Last year more than 13,000 people were deported from the UK - but what
happens if you can't even pronounce the name of the place they're
sending you back to?
"More than anything I feel cheated out of my life. They've taken everything I had - my family, my friends, my dignity."
A
loud noise interrupts Shadreck Mbiru mid-flow on the phone from his new
home; it doesn't stop. I have to ask and it turns out it's a very noisy
cockerel, not something Shadreck was used to having around at his
previous home in London.
The 26-year-old hasn't yet adapted to
life in Chitungwiza, a town in Zimbabwe around half an hour from Harare
that the locals say he pronounces strangely. He left Britain on a plane
from Heathrow escorted by UK border staff in November.
Shadreck
has been deported back to the country in which he was born - a victory
for the Home Office, which had been trying for eight years to secure his
removal.
His life is not in danger in Zimbabwe - he concedes this.
The
problem for Shadreck is that he arrived in the UK at 13, he went to
school and college in London and all that passing of time means he's
ended up as a Londoner in Africa - one that feels he doesn't belong.

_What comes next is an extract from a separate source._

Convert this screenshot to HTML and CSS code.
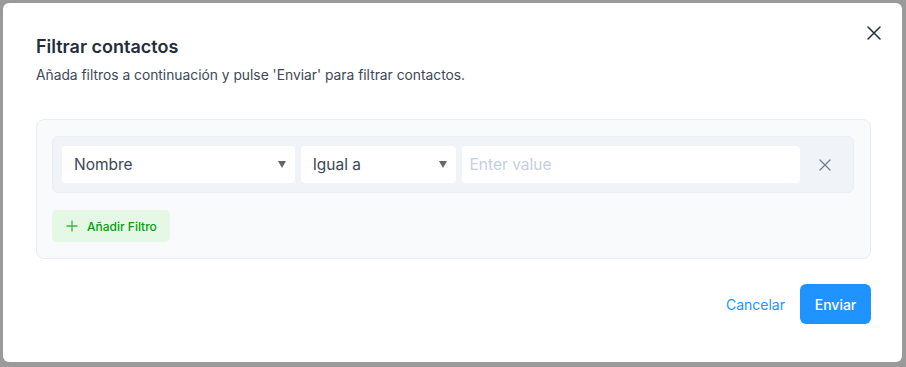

"I'd established a life in London, my friends are British; I like what you like," he says.
"The
system doesn't look at people, at individuals. Where are the principles
and the morals? My family are there, that's what I don't understand."
The Home Office says it looks at each asylum claim on its individual merits.
When
questioned about Shadreck's case, a spokesperson told the BBC: "When
someone is found not to need our protection, we expect them to leave the
country voluntarily. Where they do not we will seek to enforce their
departure."
Shadreck was never granted leave to remain in the UK.
His
sister was given indefinite leave and his mother discretionary - none
of the family can tell me why they can stay and Shadreck can't, though
they suspect being female and his sister having a child helped her case
to remain in the UK.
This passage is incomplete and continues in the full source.